In order for the nodes to become ready, you’ll need to install Cloud Provider Azure and a CNI.

AKS will install Cloud Provider Azure on the self-managed nodes as long as they have the appropriate labels. You can add the required label on the nodes by running the following command on the AKS cluster:

kubectl label node <node name> kubernetes.azure.com/cluster=<nodeResourceGroupName>

Repeat this for each node in the MachinePool.

For the CNI, you can install the CNI of your choice.

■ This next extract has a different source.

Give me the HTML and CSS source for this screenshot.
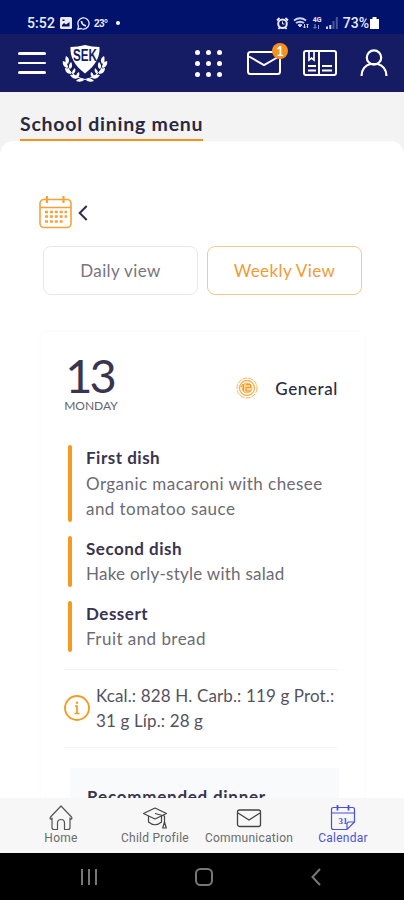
FILE: index.html
```html
<!DOCTYPE html>
<html lang="en">

<head>
    <meta charset="UTF-8">
    <meta name="viewport" content="width=device-width, initial-scale=1.0">
    <title>School dining menu</title>
    <link rel="stylesheet" href="styles.css">
</head>

<body>
    <div class="status-bar">
        <span class="time">5:52</span>
        <svg class="status-image" width="12" height="12" viewBox="0 0 12 12">
            <rect width="12" height="12" rx="1.5" fill="#e8ebff"/>
            <path d="M2 9.5V8l2-2 2 1.5L9.500 5v4.500zM2.500 2.500h2v1.500h-2z" fill="#00126b"/>
        </svg>
        <svg class="status-chat" width="13" height="13" viewBox="0 0 13 13" fill="none" stroke="#e8ebff" stroke-width="1.300">
            <path d="M.8 12.200l.8-3A5.600 5.600 0 1 1 4 11.500z"/>
            <path d="M4.500 4c0 2.500 2 4.500 4.500 4.800" stroke-width="1.800"/>
        </svg>
        <span class="temp">23°</span>
        <span class="status-dot"></span>
        <div class="status-right">
            <svg width="13" height="13" viewBox="0 0 13 13" fill="none" stroke="#e8ebff">
                <circle cx="6.500" cy="6.800" r="4.300" stroke-width="2"/>
                <path d="M1 3.500L3.500 1M12 3.500L9.500 1M2.500 12l1.500-2M10.500 12L9 10" stroke-width="1.800"/>
                <path d="M6.500 4.500v2.500h2"/>
            </svg>
            <svg width="16" height="12" viewBox="0 0 16 12" fill="none" stroke="#cdd2f0">
                <path d="M1 3.500c4-3 8-3 12 0M3 6c3-2 5-2 8 0" stroke-width="2"/>
                <path d="M5 8c1.500-1 3-1 4 0L7 10z" fill="#cdd2f0"/>
                <path d="M11.500 7v4M10 9.500l1.500 1.500L13 9.500M14.500 11V7M13.500 8l1-1 1 1"/>
            </svg>
            <div class="network">
                <span>4G</span>
                <svg width="7" height="5" viewBox="0 0 7 5" fill="none" stroke="#8f98cf">
                    <path d="M2 0v4M.5 3L2 4.500 3.500 3M5.500 5V1"/>
                </svg>
            </div>
            <svg width="12" height="12" viewBox="0 0 12 12">
                <path d="M0 9.500h2V12H0zM3.300 8h2v4h-2z" fill="#d5d9f5"/>
                <path d="M6.500 4h2v8h-2zM9.800 0h2v12h-2z" fill="#4b5798"/>
            </svg>
            <span class="battery-text">73%</span>
            <svg class="battery" width="9" height="12" viewBox="0 0 9 12" fill="#fff">
                <path d="M2.500 0h4v2H9v10H0V2h2.500z"/>
            </svg>
        </div>
    </div>

    <header class="header">
        <div class="menu-button"><span></span><span></span><span></span></div>

        <svg class="crest" width="46" height="38" viewBox="0 0 46 38">
            <path d="M8.500 3Q16 3 23 1q7 2 14.500 2C38 13 34 21 23 29.500 12 21 8 13 8.500 3z" fill="#fff"/>
            <text x="23" y="17" class="crest-text" text-anchor="middle" textLength="24" lengthAdjust="spacingAndGlyphs">SEK</text>
            <g fill="none" stroke="#fff">
                <path d="M4 17c1 9 7 16 19 18.500M42 17c-1 9-7 16-19 18.500"/>
            </g>
            <g fill="#fff">
                <path d="M4 12c3 2 4 4 2 8-3-2-3-5-2-8zM1 17c4 1 5 4 4 7-3-1-5-4-4-7zM9 18c2 3 1 6-1 7-2-2-1-5 1-7zM3 24c4 0 6 3 6 6-4 0-6-3-6-6zM13 24c1 3 0 5-2 6-2-2 0-4 2-6zM8 31c4-1 7 0 8 3-3 2-6 0-8-3zM17 28c1 3 0 5-2 6-2-2 0-5 2-6zM14 37c3-3 6-3 8-1-2 2-5 2-8 1z"/>
                <path d="M42 12c-3 2-4 4-2 8 3-2 3-5 2-8zM45 17c-4 1-5 4-4 7 3-1 5-4 4-7zM37 18c-2 3-1 6 1 7 2-2 1-5-1-7zM43 24c-4 0-6 3-6 6 4 0 6-3 6-6zM33 24c-1 3 0 5 2 6 2-2 0-4-2-6zM38 31c-4-1-7 0-8 3 3 2 6 0 8-3zM29 28c-1 3 0 5 2 6 2-2 0-5-2-6zM32 37c-3-3-6-3-8-1 2 2 5 2 8 1z"/>
            </g>
        </svg>

        <div class="apps">
            <span></span><span></span><span></span>
            <span></span><span></span><span></span>
            <span></span><span></span><span></span>
        </div>

        <div class="mail">
            <svg width="34" height="24" viewBox="0 0 34 24" fill="none" stroke="#fff" stroke-width="2">
                <rect x="1" y="1" width="32" height="22" rx="2.500"/>
                <path d="M2 5.500l15 8.500 15-8.500"/>
            </svg>
            <span class="badge">1</span>
        </div>

        <svg class="book" width="34" height="26" viewBox="0 0 34 26" fill="none" stroke="#fff" stroke-width="2">
            <rect x="1" y="1" width="32" height="24" rx="2"/>
            <path d="M16 1v24"/>
            <path d="M6 2v8l2.500-2 2.500 2V2" stroke-width="1.700"/>
            <path d="M5 16h8M5 20.500h8M19 16h10M19 20.500h10" stroke-width="2"/>
        </svg>

        <svg class="person" width="28" height="28" viewBox="0 0 28 28" fill="none" stroke="#fff" stroke-width="2.200">
            <circle cx="14" cy="8.500" r="7.200"/>
            <path d="M1.500 27c0-6.500 4-11 9-12h7c5 1 9 5.500 9 12"/>
        </svg>
    </header>

    <div class="title-bar">
        <h1>School dining menu</h1>
    </div>

    <main class="content">
        <div class="week-picker">
            <svg width="33" height="33" viewBox="0 0 33 33" fill="none" stroke="#f6a13a" stroke-width="1.600">
                <rect x="1" y="3.500" width="31" height="28" rx="4"/>
                <path d="M1 11.500h31" stroke-width="1.300"/>
                <path d="M8 0v7M24.500 0v7" stroke-width="2.200"/>
                <path d="M6 16h22M6 20.500h22M6 25.500h18" stroke-width="2.500" stroke-dasharray="3 1.900"/>
            </svg>
            <svg class="prev" width="10" height="16" viewBox="0 0 10 16" fill="none" stroke="#302c50" stroke-width="2">
                <path d="M8.700 1L1.700 8l7 7"/>
            </svg>
        </div>

        <div class="view-switch">
            <button class="view-button">Daily view</button>
            <button class="view-button active">Weekly View</button>
        </div>

        <section class="day-card">
            <div class="day-header">
                <div class="date">
                    <span class="day-number">13</span>
                    <span class="day-name">MONDAY</span>
                </div>
                <div class="menu-type">
                    <svg width="22" height="22" viewBox="0 0 22 22" fill="none" stroke="#f6b255">
                        <circle cx="11" cy="11" r="10" stroke-dasharray="5 1"/>
                        <circle cx="11" cy="11" r="7.500" stroke-width="1.300"/>
                        <circle cx="11" cy="11" r="5" fill="#fbd296"/>
                        <path d="M7.500 7v7M10 7.500h4.500v3H10v3.500h5M5 10l2-3" stroke="#ee9a2c"/>
                    </svg>
                    <span>General</span>
                </div>
            </div>

            <div class="dishes">
                <div class="dish">
                    <h2>First dish</h2>
                    <p>Organic macaroni with chesee<br>and tomatoo sauce</p>
                </div>
                <div class="dish">
                    <h2>Second dish</h2>
                    <p class="compact">Hake orly-style with salad</p>
                </div>
                <div class="dish">
                    <h2>Dessert</h2>
                    <p>Fruit and bread</p>
                </div>
            </div>

            <div class="nutrition">
                <svg width="26" height="26" viewBox="0 0 26 26" fill="none" stroke="#f6991f" stroke-width="1.800">
                    <circle cx="13" cy="13" r="12"/>
                    <path d="M11 11h2v7M10.500 18.500h5" stroke-width="1.700"/>
                    <circle cx="13" cy="7.700" r="1.200" fill="#f6991f" stroke="none"/>
                </svg>
                <p>Kcal.: 828 H. Carb.: 119 g Prot.:<br>31 g Líp.: 28 g</p>
            </div>

            <div class="dinner">
                <h2>Recommended dinner</h2>
            </div>
        </section>
    </main>

    <nav class="tab-bar">
        <a class="tab">
            <svg width="26" height="26" viewBox="0 0 26 26" fill="none" stroke="#555" stroke-width="1.200" stroke-linejoin="round">
                <path d="M4 12.500v10Q4 24.500 6 24.500h3.500V18a3 3 0 0 1 7 0v6.500H20q2 0 2-2v-10M4 14.500q-3-.5-1.500-2.500L13 1l10.500 11q1.500 2-1.500 2.500"/>
            </svg>
            <span>Home</span>
        </a>
        <a class="tab">
            <svg width="26" height="26" viewBox="0 0 26 26" fill="none" stroke="#444" stroke-width="1.200" stroke-linejoin="round">
                <path d="M1.500 8.500L13 3l11.500 5.500L13 14z"/>
                <path d="M6.500 11v6q6.500 5.500 13 0v-6M13 8.500l9.500 2.500v7"/>
                <path d="M22.500 17l-1.800 6h3.600z"/>
            </svg>
            <span>Child Profile</span>
        </a>
        <a class="tab">
            <svg width="26" height="26" viewBox="0 0 26 26" fill="none" stroke="#444" stroke-width="1.300">
                <rect x="1.500" y="5" width="23" height="16.500" rx="2"/>
                <path d="M2 8l11 7 11-7"/>
            </svg>
            <span>Communication</span>
        </a>
        <a class="tab active">
            <svg width="26" height="26" viewBox="0 0 26 26" fill="none" stroke="#4c51db" stroke-width="1.200">
                <path d="M24.500 17V4.500q0-2-2-2h-19q-2 0-2 2v18q0 2 2 2H17zM17 24.500V19q0-2 2-2h5.500M1.500 8h23"/>
                <path d="M7.500 0v5.500M18.500 0v5.500" stroke-width="1.800"/>
                <text x="13" y="18.500" class="calendar-day" text-anchor="middle">31</text>
            </svg>
            <span>Calendar</span>
        </a>
    </nav>

    <div class="system-nav">
        <svg class="recents" width="16" height="18" viewBox="0 0 16 18" stroke="#777" stroke-width="2">
            <path d="M1 1v16M8 1v16M15 1v16"/>
        </svg>
        <svg class="home-key" width="18" height="18" viewBox="0 0 18 18" fill="none" stroke="#777" stroke-width="2">
            <rect x="1" y="1" width="16" height="16" rx="4.500"/>
        </svg>
        <svg class="back" width="10" height="18" viewBox="0 0 10 18" fill="none" stroke="#777" stroke-width="2">
            <path d="M9 1L1.500 9 9 17"/>
        </svg>
    </div>
</body>

</html>
```
FILE: styles.css
```css
* {
    margin: 0;
    padding: 0;
    box-sizing: border-box;
}

body {
    font-family: Lato, "Open Sans", sans-serif;
    background-color: #f3f3f4;
    width: 404px;
    height: 900px;
    display: flex;
    flex-direction: column;
    overflow: hidden;
}

svg {
    display: block;
    flex-shrink: 0;
}

.status-bar {
    height: 34px;
    flex-shrink: 0;
    background: #00126b;
    color: #e8ebff;
    display: flex;
    align-items: center;
    padding: 12px 25px 0 27px;
    font-family: Roboto, sans-serif;
    font-size: 14px;
    font-weight: 500;
}

.time {
    width: 33px;
    letter-spacing: 0.1px;
}

.status-chat {
    margin-left: 5px;
}

.temp {
    width: 15px;
    margin-left: 4px;
    font-family: "Liberation Sans", sans-serif;
    font-size: 10px;
    font-weight: bold;
    letter-spacing: -0.5px;
}

.status-dot {
    width: 4px;
    height: 4px;
    margin-left: 7px;
    border-radius: 50%;
    background: #fff;
}

.status-right {
    display: flex;
    align-items: center;
    gap: 4px;
    margin-left: auto;
}

.network {
    width: 9px;
    font-size: 7px;
    line-height: 7px;
    font-weight: bold;
}

.battery-text {
    margin-left: 1px;
}

.battery {
    margin-left: -3px;
}

.header {
    height: 58px;
    flex-shrink: 0;
    background: #161c64;
    display: flex;
    align-items: center;
    padding: 0 16px 0 18px;
}

.menu-button {
    width: 28px;
    display: flex;
    flex-direction: column;
    gap: 7px;
}

.menu-button span {
    height: 2.500px;
    border-radius: 2px;
    background: #fff;
}

.crest {
    margin-left: 16px;
    overflow: visible;
}

.crest-text {
    font-family: "Liberation Sans", sans-serif;
    font-size: 16px;
    font-weight: bold;
    fill: #161c64;
}

.apps {
    display: grid;
    grid-template-columns: repeat(3, 5px);
    gap: 6px;
    margin-left: 87px;
}

.apps span {
    width: 5px;
    height: 5px;
    border-radius: 50%;
    background: #fff;
}

.mail {
    position: relative;
    margin-left: 25px;
}

.badge {
    position: absolute;
    top: -8px;
    right: -7px;
    width: 16px;
    height: 16px;
    border-radius: 50%;
    background: #f6911e;
    color: #fff;
    font-size: 13px;
    font-weight: bold;
    line-height: 16px;
    text-align: center;
}

.book {
    margin-left: 22px;
}

.person {
    margin-left: auto;
}

.title-bar {
    height: 49px;
    flex-shrink: 0;
    padding: 17px 20px 0;
}

.title-bar h1 {
    width: 183px;
    height: 32px;
    border-bottom: 2px solid #f6911e;
    color: #2b2940;
    font-size: 19.500px;
    font-weight: 700;
    line-height: 29px;
    letter-spacing: 0.750px;
    white-space: nowrap;
}

.content {
    height: 657px;
    flex-shrink: 0;
    background: #fff;
    border-radius: 14px 14px 0 0;
    padding: 55px 41px 0;
    overflow: hidden;
}

.week-picker {
    display: flex;
    align-items: center;
    margin-left: -2px;
}

.prev {
    margin-left: 6px;
}

.view-switch {
    display: flex;
    gap: 9px;
    margin: 17px 0 0 2px;
}

.view-button {
    width: 155px;
    height: 49px;
    border: 1.500px solid #e8e8e8;
    border-radius: 8px;
    background: #fff;
    color: #77757d;
    font-family: inherit;
    font-size: 17px;
    letter-spacing: 0.400px;
}

.view-button.active {
    border-color: #f5c98b;
    color: #f39a35;
}

.day-card {
    width: 323px;
    height: 600px;
    margin-top: 37px;
    padding: 18px 26px 0 23px;
    border-radius: 6px;
    box-shadow: 0 0 3px rgba(0, 0, 0, 0.04);
}

.day-header {
    height: 95px;
    display: flex;
    justify-content: space-between;
}

.date {
    display: flex;
    flex-direction: column;
    align-items: center;
    width: 54px;
}

.day-number {
    margin: 4px 3px 3px 0;
    color: #39344f;
    font-size: 47px;
    line-height: 42px;
    letter-spacing: -3px;
}

.day-name {
    color: #66636e;
    font-size: 12px;
    line-height: 14px;
}

.menu-type {
    display: flex;
    align-items: center;
    gap: 17px;
    height: 76px;
    color: #2b2940;
    font-size: 17px;
    font-weight: 500;
    letter-spacing: 0.600px;
}

.dishes {
    display: flex;
    flex-direction: column;
    gap: 14px;
    margin-left: 3px;
}

.dish {
    position: relative;
    padding-left: 19px;
    line-height: 25.500px;
}

/* orange bar on the left of every dish */
.dish::before {
    content: "";
    position: absolute;
    left: 1px;
    top: 0;
    bottom: 0;
    width: 4px;
    border-radius: 2px;
    background: #f6991f;
}

.dish h2,
.dinner h2 {
    color: #39344f;
    font-size: 17px;
    font-weight: 700;
    letter-spacing: 0.500px;
    line-height: 25.500px;
}

.dish p {
    color: #6d6a73;
    font-size: 17px;
    letter-spacing: 0.450px;
    white-space: nowrap;
}

.dish .compact {
    letter-spacing: 0.250px;
}

.nutrition {
    height: 79px;
    margin-top: 17px;
    border-top: 1px solid #f4f4f4;
    border-bottom: 1px solid #f4f4f4;
    display: flex;
    align-items: center;
    gap: 6px;
    color: #55525e;
    font-size: 17px;
    line-height: 25.500px;
    letter-spacing: 0.130px;
    white-space: nowrap;
}

.dinner {
    height: 120px;
    margin: 20px -1px 0 6px;
    padding: 16px 17px;
    background: #f8fafb;
}

.dinner h2 {
    letter-spacing: 0.750px;
}

.tab-bar {
    height: 55px;
    flex-shrink: 0;
    background: #f7f7f7;
    display: grid;
    grid-template-columns: 94px 94px 94px 94px;
    padding: 7px 0 0 14px;
    font-family: Roboto, sans-serif;
}

.tab {
    display: flex;
    flex-direction: column;
    align-items: center;
    color: #6b6b6b;
    font-size: 12px;
    line-height: 15px;
    letter-spacing: 0.250px;
    white-space: nowrap;
}

.tab.active {
    color: #4c51db;
}

.calendar-day {
    font-family: "Liberation Serif", serif;
    font-size: 9px;
    font-weight: bold;
    letter-spacing: 0;
    fill: #4c51db;
    stroke: none;
}

.system-nav {
    height: 47px;
    flex-shrink: 0;
    background: #000;
    display: flex;
    align-items: center;
    justify-content: space-between;
    padding: 0 83px 0 81px;
}
```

For example, to install Azure CNI, run the following command on the AKS cluster:

kubectl apply -f https://raw.githubusercontent.com/kubernetes-sigs/cluster-api-provider-azure/main/templates/addons/azure-cni-v1.yaml

Notes

Some notes about how this works under the hood:

  • CAPZ will fetch the kubeconfig for the AKS cluster and store it in a secret named ${CLUSTER_NAME}-kubeconfig in the management cluster. That secret is then used for discovery by the KubeadmConfig resource.
  • You can customize the MachinePool, AzureMachinePool, and KubeadmConfig resources to your liking. The example above is just a starting point. Note that the key configurations to keep are in the KubeadmConfig resource, namely the files, joinConfiguration, and preKubeadmCommands sections.
  • The KubeadmConfig resource will be used to generate a kubeadm join command that will be executed on each node in the VMSS. It uses the cluster kubeconfig for discovery. The kubeadm init phase upload-config all is run as a preKubeadmCommand to ensure that the kubeadm and kubelet configurations are uploaded to a ConfigMap. This step would normally be done by the kubeadm init command, but since we’re not running kubeadm init we need to do it manually.